(What this task involves) Produce an exact transcription of the listing below, omitting the pictures.

* Begin Provided material *

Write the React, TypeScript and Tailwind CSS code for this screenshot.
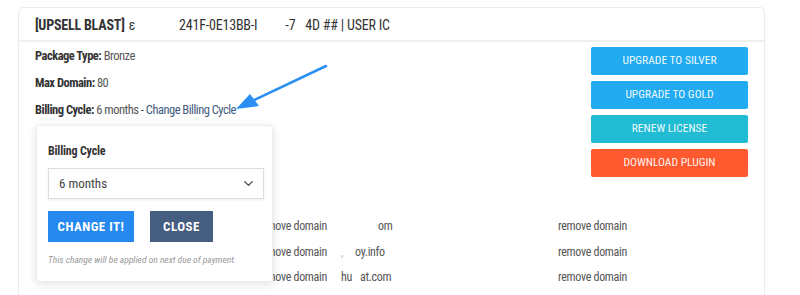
import React from 'react';
import { ChevronDown } from 'lucide-react';

const actions = [
  { label: 'UPGRADE TO SILVER', cls: 'bg-[#22abf0]' },
  { label: 'UPGRADE TO GOLD', cls: 'bg-[#22abf0]' },
  { label: 'RENEW LICENSE', cls: 'bg-[#21bcd4]' },
  { label: 'DOWNLOAD PLUGIN', cls: 'bg-[#ff5a2f]' },
];

// domain names are partly masked in the screenshot
const domains = [
  <span className="ml-[37px]">om</span>,
  <><span className="text-[#bbb]">,</span><span className="ml-[12px]">oy.info</span></>,
  <><span>hu</span><span className="ml-[8px]">at.com</span></>,
];

export default function App() {
  return (
    <div className="relative h-[295px] w-[800px] overflow-hidden bg-white pl-[18px] pt-[7px] font-['Roboto',sans-serif] font-stretch-condensed">
      <div className="relative h-[300px] w-[747px] rounded-[5px] border border-[#ececec]">
        {/* Header */}
        <div className="flex h-[34px] items-center whitespace-nowrap border-b-2 border-[#f0f0f0] px-[16px] pt-[2px] text-[14px] font-bold tracking-[-0.2px] text-[#333]">
          <span>[UPSELL BLAST]</span>
          <span className="ml-[4px] font-normal">ε</span>
          <span className="ml-[44px] font-normal">241F-0E13BB-I</span>
          <span className="ml-[28px] font-normal">-7</span>
          <span className="ml-[10px] font-normal">4D ## | USER IC</span>
        </div>

        {/* Body */}
        <div className="flex px-[16px]">
          <div className="min-w-0 flex-1 whitespace-nowrap text-[12.5px] leading-[27px] tracking-[-0.5px] text-[#555]">
            <div><b className="text-[#333]">Package Type:</b> Bronze</div>
            <div><b className="text-[#333]">Max Domain:</b> 80</div>
            <div>
              <b className="text-[#333]">Billing Cycle:</b> 6 months -{' '}
              <span className="text-[#3f5b7d]">Change Billing Cycle</span>
            </div>

            <div className="mt-[91px] text-[12px] leading-[25.5px] tracking-[-0.3px]">
              {domains.map((d, i) => (
                <div key={i} className="flex">
                  <div className="w-[223px] shrink-0" />
                  <div className="w-[83px] shrink-0">remove domain</div>
                  <div className="w-[217px] shrink-0">{d}</div>
                  <div className="shrink-0">remove domain</div>
                </div>
              ))}
            </div>
          </div>

          <div className="mt-[5px] flex w-[157px] shrink-0 flex-col gap-[6px]">
            {actions.map((a) => (
              <button
                key={a.label}
                className={`h-[28px] rounded-[2px] text-[11.5px] text-white/95 ${a.cls}`}
              >
                {a.label}
              </button>
            ))}
          </div>
        </div>

        {/* Billing cycle popover */}
        <div className="absolute left-[17px] top-[117px] h-[157px] w-[237px] rounded-[3px] border border-[#eee] bg-white px-[11px] pt-[17px] shadow-[0_2px_10px_rgba(0,0,0,0.12)]">
          <div className="text-[12px] font-bold leading-[16px] tracking-[-0.2px] text-[#333]">Billing Cycle</div>
          <div className="mt-[9px] flex h-[31px] w-[216px] items-center justify-between border border-[#ddd] pl-[10px] pr-[7px] text-[13px] text-[#444] shadow-[0_1px_2px_rgba(0,0,0,0.08)]">
            <span>6 months</span>
            <ChevronDown className="h-[15px] w-[15px] text-[#444]" strokeWidth={2} />
          </div>
          <div className="mt-[12px] flex gap-[16px]">
            <button className="h-[31px] w-[86px] bg-[#2589ef] text-[13px] font-bold tracking-[0.5px] text-white">
              CHANGE IT!
            </button>
            <button className="h-[31px] w-[63px] bg-[#455d80] text-[13px] font-bold tracking-[0.5px] text-white">
              CLOSE
            </button>
          </div>
          <div className="mt-[11px] whitespace-nowrap text-[9.5px] italic text-[#999]">
            This change will be applied on next due of payment.
          </div>
        </div>
      </div>

      {/* Annotation arrow */}
      <svg className="pointer-events-none absolute left-0 top-0" width="800" height="295">
        <line x1="326" y1="66" x2="248" y2="103" stroke="#2a8ff2" strokeWidth="2.5" strokeLinecap="round" />
        <polygon points="236,109 250,94 259,106" fill="#2a8ff2" />
      </svg>
    </div>
  );
}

* End Provided material *

(Task result)
Write the React, TypeScript and Tailwind CSS code for this screenshot.
import React from 'react';
import { ChevronDown } from 'lucide-react';

const actions = [
  { label: 'UPGRADE TO SILVER', cls: 'bg-[#22abf0]' },
  { label: 'UPGRADE TO GOLD', cls: 'bg-[#22abf0]' },
  { label: 'RENEW LICENSE', cls: 'bg-[#21bcd4]' },
  { label: 'DOWNLOAD PLUGIN', cls: 'bg-[#ff5a2f]' },
];

// domain names are partly masked in the screenshot
const domains = [
  <span className="ml-[37px]">om</span>,
  <><span className="text-[#bbb]">,</span><span className="ml-[12px]">oy.info</span></>,
  <><span>hu</span><span className="ml-[8px]">at.com</span></>,
];

export default function App() {
  return (
    <div className="relative h-[295px] w-[800px] overflow-hidden bg-white pl-[18px] pt-[7px] font-['Roboto',sans-serif] font-stretch-condensed">
      <div className="relative h-[300px] w-[747px] rounded-[5px] border border-[#ececec]">
        {/* Header */}
        <div className="flex h-[34px] items-center whitespace-nowrap border-b-2 border-[#f0f0f0] px-[16px] pt-[2px] text-[14px] font-bold tracking-[-0.2px] text-[#333]">
          <span>[UPSELL BLAST]</span>
          <span className="ml-[4px] font-normal">ε</span>
          <span className="ml-[44px] font-normal">241F-0E13BB-I</span>
          <span className="ml-[28px] font-normal">-7</span>
          <span className="ml-[10px] font-normal">4D ## | USER IC</span>
        </div>

        {/* Body */}
        <div className="flex px-[16px]">
          <div className="min-w-0 flex-1 whitespace-nowrap text-[12.5px] leading-[27px] tracking-[-0.5px] text-[#555]">
            <div><b className="text-[#333]">Package Type:</b> Bronze</div>
            <div><b className="text-[#333]">Max Domain:</b> 80</div>
            <div>
              <b className="text-[#333]">Billing Cycle:</b> 6 months -{' '}
              <span className="text-[#3f5b7d]">Change Billing Cycle</span>
            </div>

            <div className="mt-[91px] text-[12px] leading-[25.5px] tracking-[-0.3px]">
              {domains.map((d, i) => (
                <div key={i} className="flex">
                  <div className="w-[223px] shrink-0" />
                  <div className="w-[83px] shrink-0">remove domain</div>
                  <div className="w-[217px] shrink-0">{d}</div>
                  <div className="shrink-0">remove domain</div>
                </div>
              ))}
            </div>
          </div>

          <div className="mt-[5px] flex w-[157px] shrink-0 flex-col gap-[6px]">
            {actions.map((a) => (
              <button
                key={a.label}
                className={`h-[28px] rounded-[2px] text-[11.5px] text-white/95 ${a.cls}`}
              >
                {a.label}
              </button>
            ))}
          </div>
        </div>

        {/* Billing cycle popover */}
        <div className="absolute left-[17px] top-[117px] h-[157px] w-[237px] rounded-[3px] border border-[#eee] bg-white px-[11px] pt-[17px] shadow-[0_2px_10px_rgba(0,0,0,0.12)]">
          <div className="text-[12px] font-bold leading-[16px] tracking-[-0.2px] text-[#333]">Billing Cycle</div>
          <div className="mt-[9px] flex h-[31px] w-[216px] items-center justify-between border border-[#ddd] pl-[10px] pr-[7px] text-[13px] text-[#444] shadow-[0_1px_2px_rgba(0,0,0,0.08)]">
            <span>6 months</span>
            <ChevronDown className="h-[15px] w-[15px] text-[#444]" strokeWidth={2} />
          </div>
          <div className="mt-[12px] flex gap-[16px]">
            <button className="h-[31px] w-[86px] bg-[#2589ef] text-[13px] font-bold tracking-[0.5px] text-white">
              CHANGE IT!
            </button>
            <button className="h-[31px] w-[63px] bg-[#455d80] text-[13px] font-bold tracking-[0.5px] text-white">
              CLOSE
            </button>
          </div>
          <div className="mt-[11px] whitespace-nowrap text-[9.5px] italic text-[#999]">
            This change will be applied on next due of payment.
          </div>
        </div>
      </div>

      {/* Annotation arrow */}
      <svg className="pointer-events-none absolute left-0 top-0" width="800" height="295">
        <line x1="326" y1="66" x2="248" y2="103" stroke="#2a8ff2" strokeWidth="2.5" strokeLinecap="round" />
        <polygon points="236,109 250,94 259,106" fill="#2a8ff2" />
      </svg>
    </div>
  );
}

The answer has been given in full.